[RAW RECORDS]
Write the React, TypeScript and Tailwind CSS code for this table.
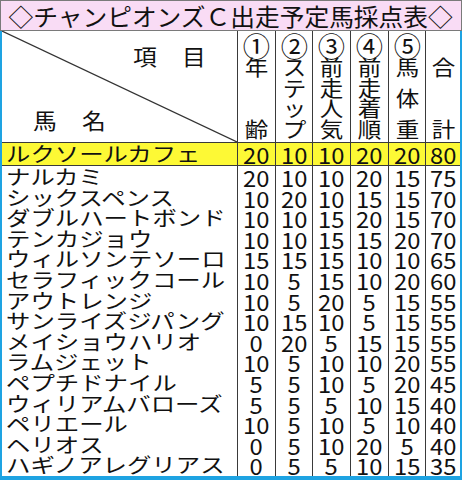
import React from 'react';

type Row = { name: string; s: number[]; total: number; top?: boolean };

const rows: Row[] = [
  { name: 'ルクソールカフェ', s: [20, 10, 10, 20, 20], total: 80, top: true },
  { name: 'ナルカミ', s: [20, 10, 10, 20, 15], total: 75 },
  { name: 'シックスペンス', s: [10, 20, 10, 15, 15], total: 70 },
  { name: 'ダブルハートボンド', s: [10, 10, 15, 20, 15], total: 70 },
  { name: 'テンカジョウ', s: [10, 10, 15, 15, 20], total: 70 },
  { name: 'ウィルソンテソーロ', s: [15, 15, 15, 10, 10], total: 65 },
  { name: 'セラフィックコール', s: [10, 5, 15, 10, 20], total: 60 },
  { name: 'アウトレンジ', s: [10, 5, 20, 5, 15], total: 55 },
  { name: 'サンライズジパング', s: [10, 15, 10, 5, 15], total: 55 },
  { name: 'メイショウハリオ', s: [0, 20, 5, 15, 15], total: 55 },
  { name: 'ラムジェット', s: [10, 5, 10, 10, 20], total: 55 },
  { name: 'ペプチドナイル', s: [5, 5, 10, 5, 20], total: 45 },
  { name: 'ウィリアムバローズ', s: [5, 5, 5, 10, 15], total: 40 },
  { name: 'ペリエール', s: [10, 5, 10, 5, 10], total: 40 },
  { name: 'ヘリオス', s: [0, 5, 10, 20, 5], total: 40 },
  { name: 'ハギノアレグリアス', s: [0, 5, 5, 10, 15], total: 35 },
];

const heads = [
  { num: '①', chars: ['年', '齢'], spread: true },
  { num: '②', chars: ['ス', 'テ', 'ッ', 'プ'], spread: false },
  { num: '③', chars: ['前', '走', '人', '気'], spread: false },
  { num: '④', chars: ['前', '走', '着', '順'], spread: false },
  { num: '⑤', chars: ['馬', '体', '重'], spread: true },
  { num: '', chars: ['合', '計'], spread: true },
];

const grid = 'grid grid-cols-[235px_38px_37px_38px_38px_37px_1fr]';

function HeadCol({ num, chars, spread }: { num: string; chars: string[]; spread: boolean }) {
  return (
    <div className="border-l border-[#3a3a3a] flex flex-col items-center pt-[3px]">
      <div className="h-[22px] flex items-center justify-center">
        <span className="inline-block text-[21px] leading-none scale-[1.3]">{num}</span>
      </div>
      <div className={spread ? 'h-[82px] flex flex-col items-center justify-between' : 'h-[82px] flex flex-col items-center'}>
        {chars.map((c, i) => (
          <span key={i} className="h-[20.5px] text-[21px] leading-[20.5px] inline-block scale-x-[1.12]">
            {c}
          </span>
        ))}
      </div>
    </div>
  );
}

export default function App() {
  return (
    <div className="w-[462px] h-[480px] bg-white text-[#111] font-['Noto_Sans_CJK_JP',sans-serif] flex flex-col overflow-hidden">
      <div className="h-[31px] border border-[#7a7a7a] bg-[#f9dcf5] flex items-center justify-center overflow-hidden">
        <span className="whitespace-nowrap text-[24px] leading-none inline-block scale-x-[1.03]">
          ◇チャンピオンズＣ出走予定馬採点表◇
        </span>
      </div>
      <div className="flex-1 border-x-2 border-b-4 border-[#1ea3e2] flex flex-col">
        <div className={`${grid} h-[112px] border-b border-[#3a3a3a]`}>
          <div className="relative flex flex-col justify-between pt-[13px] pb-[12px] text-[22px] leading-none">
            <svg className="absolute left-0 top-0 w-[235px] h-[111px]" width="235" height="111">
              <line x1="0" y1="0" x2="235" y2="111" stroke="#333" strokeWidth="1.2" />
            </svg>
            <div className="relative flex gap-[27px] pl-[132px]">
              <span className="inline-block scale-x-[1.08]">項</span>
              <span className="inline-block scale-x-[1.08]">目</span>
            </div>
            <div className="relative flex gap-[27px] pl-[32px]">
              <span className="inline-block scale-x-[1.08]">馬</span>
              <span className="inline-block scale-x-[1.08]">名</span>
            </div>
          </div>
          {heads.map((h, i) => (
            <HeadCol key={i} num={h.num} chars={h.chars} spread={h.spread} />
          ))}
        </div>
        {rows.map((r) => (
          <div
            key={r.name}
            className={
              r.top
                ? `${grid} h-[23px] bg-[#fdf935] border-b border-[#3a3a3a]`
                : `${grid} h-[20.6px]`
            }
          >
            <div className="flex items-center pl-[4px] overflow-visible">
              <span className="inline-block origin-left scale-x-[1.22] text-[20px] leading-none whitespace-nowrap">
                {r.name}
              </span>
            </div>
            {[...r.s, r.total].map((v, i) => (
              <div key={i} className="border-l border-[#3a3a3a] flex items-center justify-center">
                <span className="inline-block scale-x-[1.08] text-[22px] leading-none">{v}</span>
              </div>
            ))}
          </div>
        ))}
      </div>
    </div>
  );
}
--
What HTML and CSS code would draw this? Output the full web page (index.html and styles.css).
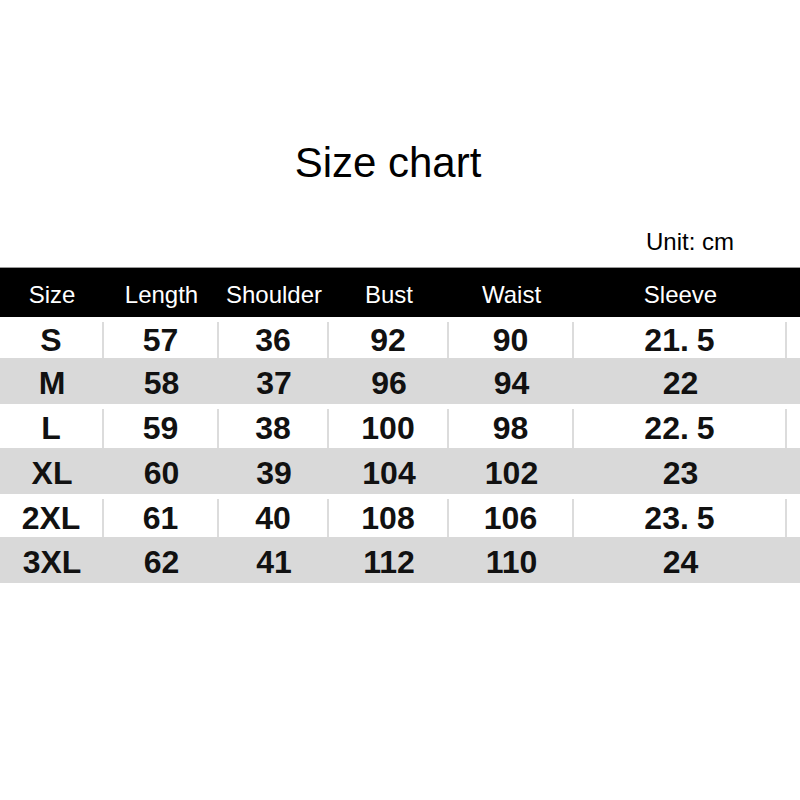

[TASK GOAL] All lines above from the one containing "Write the React, TypeScript" through the one containing "string; s: number[];" are to be quoted exactly, and only those; pictures are left out.

[PROBLEM SOLUTION]
Write the React, TypeScript and Tailwind CSS code for this table.
import React from 'react';

type Row = { name: string; s: number[]; total: number; top?: boolean };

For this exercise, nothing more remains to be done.